Minnesotans are blessed by the state of the state’s budget. Legislators can focus on what to do with extra money, instead of struggling with what services to cut. Though there are differences between them, Gov. Mark Dayton and House Speaker Kurt Daudt both are right on an important aspect of the most important fiscal challenge facing Minnesota. And the split in party control holds out hope for a compromise that could benefit all Minnesotans for decades to come.

The challenge is how to fund transportation for the long term. Minnesota’s transportation funding mechanism, the gas tax dedicated to road funding, no longer suffices to meet the state’s transportation needs. Minnesota needs more investment in transportation now, and a long-term solution.

Dayton is right that just spending some of the surplus on transportation would not solve the long-term problem. Daudt is right that the increased gas tax should get no further consideration, and that general fund revenues should help fund transportation.

Here is my hope for a compromise. First, split the surplus into an amount for additional spending (some of it on transportation) and an amount for the long term, parking the latter in the budget reserve until the completion of step two, details of which are below. This would mean no tax cut this year, but maybe one next year, which is when it would matter for election purposes anyway. I suggest that the budget reserve get all of the dollars that would otherwise be spent on tax cuts.

Increasing the reserve would be a good idea for several reasons. First, it has never been adequately funded, given Minnesota’s boom-or-bust revenue system, presently in boom phase. Roughly 5 percent of biennial spending has long been considered reasonable, suggesting a reserve of about $2 billion, a considerable increase. Second, the Republicans do not want to spend all of the money on government services. Third, the DFLers do want to spend all of the money on government services. Fourth, it will take a little time to complete step two. Fifth, Minnesota would be better protected for the near future in the event of an economic downturn.

The second step is to create a forum — through joint legislative hearings, an executive branch effort or a commission — for individuals, organizations, and government officials and agencies to come forward with ideas for how to solve the transportation funding problem for the long term, which could include as much redesign of Minnesota’s state-local fiscal system as anyone wants to suggest. I would bring a comprehensive plan forward, and am confident that others would, too. Minnesota has a serious structural problem because its nearly 100-year-old method for funding transportation no longer works, and legislators and the governor might benefit from a burst of creative thinking applied to solving that problem.

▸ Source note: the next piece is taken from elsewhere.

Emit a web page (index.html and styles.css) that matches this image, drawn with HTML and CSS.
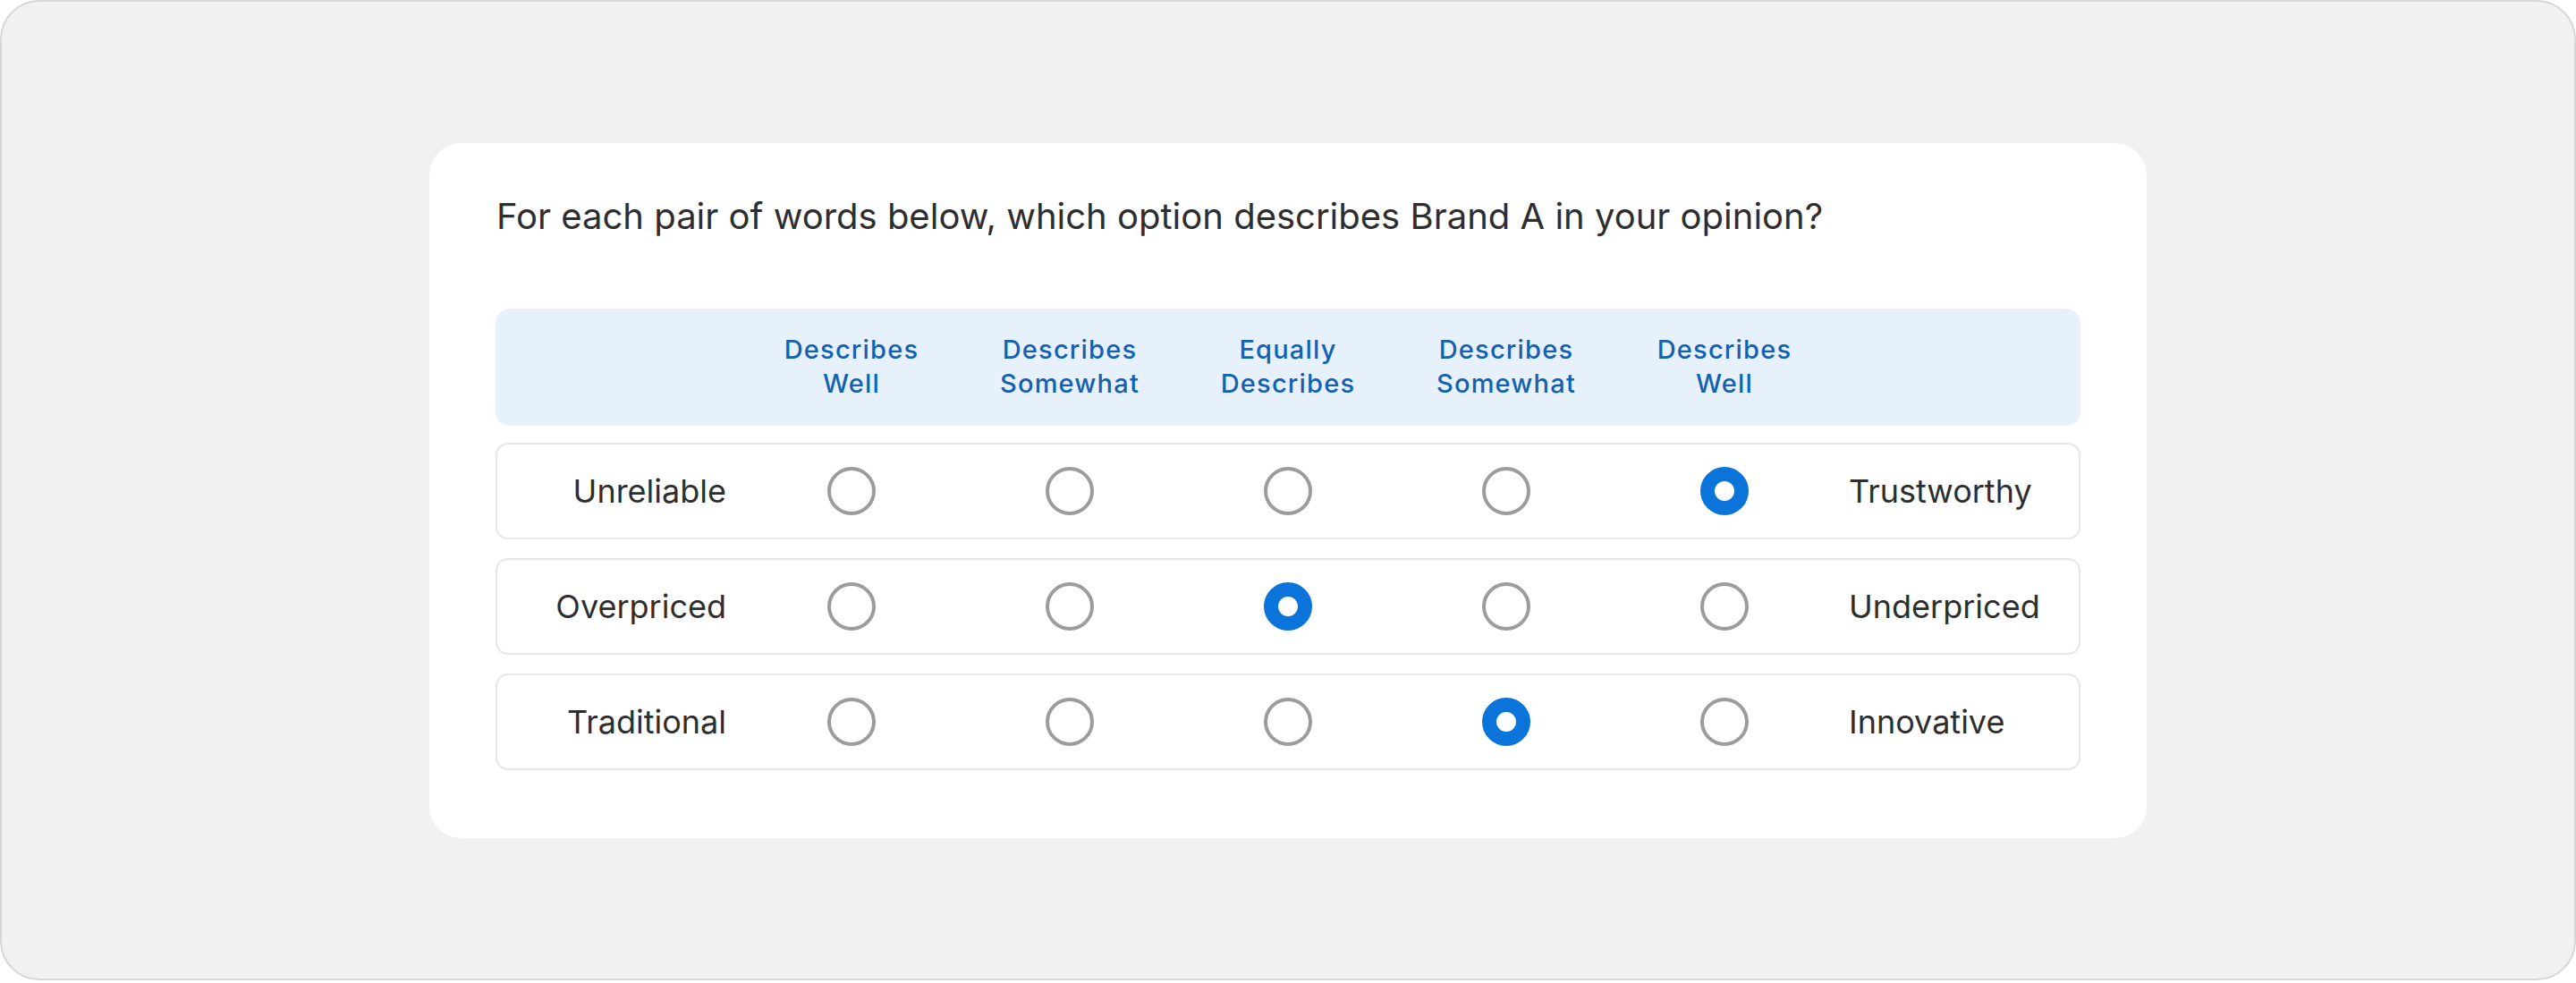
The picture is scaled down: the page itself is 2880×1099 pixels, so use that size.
FILE: index.html
```html
<!DOCTYPE html>
<html lang="en">
<head>
<meta charset="utf-8">
<title>Brand perception survey</title>
<link rel="stylesheet" href="styles.css">
</head>
<body>
<div class="frame">
  <div class="card">
    <p class="question">For each pair of words below, which option describes Brand A in your opinion?</p>
    <div class="scale-head">
      <div class="head-spacer"></div>
      <div class="head-cell">Describes<br>Well</div>
      <div class="head-cell">Describes<br>Somewhat</div>
      <div class="head-cell">Equally<br>Describes</div>
      <div class="head-cell">Describes<br>Somewhat</div>
      <div class="head-cell">Describes<br>Well</div>
      <div class="head-spacer"></div>
    </div>
    <div class="scale-row">
      <div class="label-left">Unreliable</div>
      <div class="cell"><span class="radio"></span></div>
      <div class="cell"><span class="radio"></span></div>
      <div class="cell"><span class="radio"></span></div>
      <div class="cell"><span class="radio"></span></div>
      <div class="cell"><span class="radio checked"></span></div>
      <div class="label-right">Trustworthy</div>
    </div>
    <div class="scale-row">
      <div class="label-left">Overpriced</div>
      <div class="cell"><span class="radio"></span></div>
      <div class="cell"><span class="radio"></span></div>
      <div class="cell"><span class="radio checked"></span></div>
      <div class="cell"><span class="radio"></span></div>
      <div class="cell"><span class="radio"></span></div>
      <div class="label-right">Underpriced</div>
    </div>
    <div class="scale-row">
      <div class="label-left">Traditional</div>
      <div class="cell"><span class="radio"></span></div>
      <div class="cell"><span class="radio"></span></div>
      <div class="cell"><span class="radio"></span></div>
      <div class="cell"><span class="radio checked"></span></div>
      <div class="cell"><span class="radio"></span></div>
      <div class="label-right">Innovative</div>
    </div>
  </div>
</div>
</body>
</html>
```
FILE: styles.css
```css
html, body {
  margin: 0;
  padding: 0;
  background: #ffffff;
}

body {
  font-family: "Inter", "Liberation Sans", sans-serif;
  color: #2e2e2e;
}

.frame {
  box-sizing: border-box;
  width: 2880px;
  height: 1096px;
  border: 2px solid #d6d6d6;
  border-radius: 44px;
  background: #f1f1f1;
  display: flex;
  align-items: center;
  justify-content: center;
}

.card {
  box-sizing: border-box;
  width: 1920px;
  background: #ffffff;
  border-radius: 36px;
  padding: 54px 74px 76px;
}

.question {
  margin: 0 0 75px;
  font-size: 40px;
  line-height: 56px;
  padding-left: 1px;
  color: #2e2e2e;
}

.scale-head,
.scale-row {
  display: grid;
  grid-template-columns: 1fr repeat(5, 244px) 1fr;
  align-items: center;
}

.scale-head {
  height: 131px;
  background: #e7f1fb;
  border-radius: 16px;
  margin-bottom: 19px;
}

.head-cell {
  text-align: center;
  font-size: 29px;
  font-weight: 500;
  line-height: 38px;
  color: #1361b2;
  letter-spacing: 1.2px;
}

.scale-row {
  box-sizing: border-box;
  height: 108px;
  border: 2px solid #e6e6e6;
  border-radius: 14px;
  margin-bottom: 21px;
}

.scale-row:last-child {
  margin-bottom: 0;
}

.label-left,
.label-right {
  font-size: 36px;
  line-height: 48px;
  color: #2e2e2e;
}

.label-left {
  text-align: right;
  padding-right: 18px;
}

.label-right {
  padding-left: 17px;
}

.cell {
  display: flex;
  justify-content: center;
  align-items: center;
}

.radio {
  box-sizing: border-box;
  width: 54px;
  height: 54px;
  border: 4px solid #9c9c9c;
  border-radius: 50%;
  background: #ffffff;
}

.radio.checked {
  border: 16px solid #0b74da;
  background: #ffffff;
}
```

There are two fundamental reasons for undertaking such an effort instead of “solving” the problem in the usual end-of-session fashion that parcels out money without changing anything else. First, the quantification of funding needs by the Minnesota Department of Transportation (MnDOT) seemingly lacks credibility, judging solely from the range of transportation spending proposals. A public discussion of what those needs are might bring legislators and the governor closer together. My plan would temper MnDOT’s inevitable dreams by engaging local governments through the property tax to a greater extent in determining what transportation infrastructure should be built. This could be done without pushing property taxes too high, because they would be used less for other purposes. My plan would also vastly broaden the consumer sales tax base, cut the rate and allow for gas tax repeal by extending the sales tax to gas.

The second reason for such an effort is that the new wholesale gas tax selected by transportation advocates a year or more ago as their solution to the problem is a bad idea. It’s understandable that those wanting more money for transportation would look to the traditional source, the gas tax, and try a new twist on it in the hope that it would be more acceptable than increasing the retail-level tax. Daudt has now cast reasonable doubt on that proposition, and for good reason, because the gas tax is a real loser — no longer a good user fee, regressive, ineffective in fighting climate change, and seemingly discriminatory against Greater Minnesota residents. Minnesota can and should do better. Under the compromise I recommend, the chances are Minnesota soon would do better because a lot of smart people would focus, laserlike, on how to do better and provide legislators and the governor with a menu of possibilities for their consideration.

 

John P. James is a senior fellow with the Center for Policy Studies and an attorney who was Minnesota’s commissioner of revenue from 1987 to 1991 under Gov. Rudy Perpich.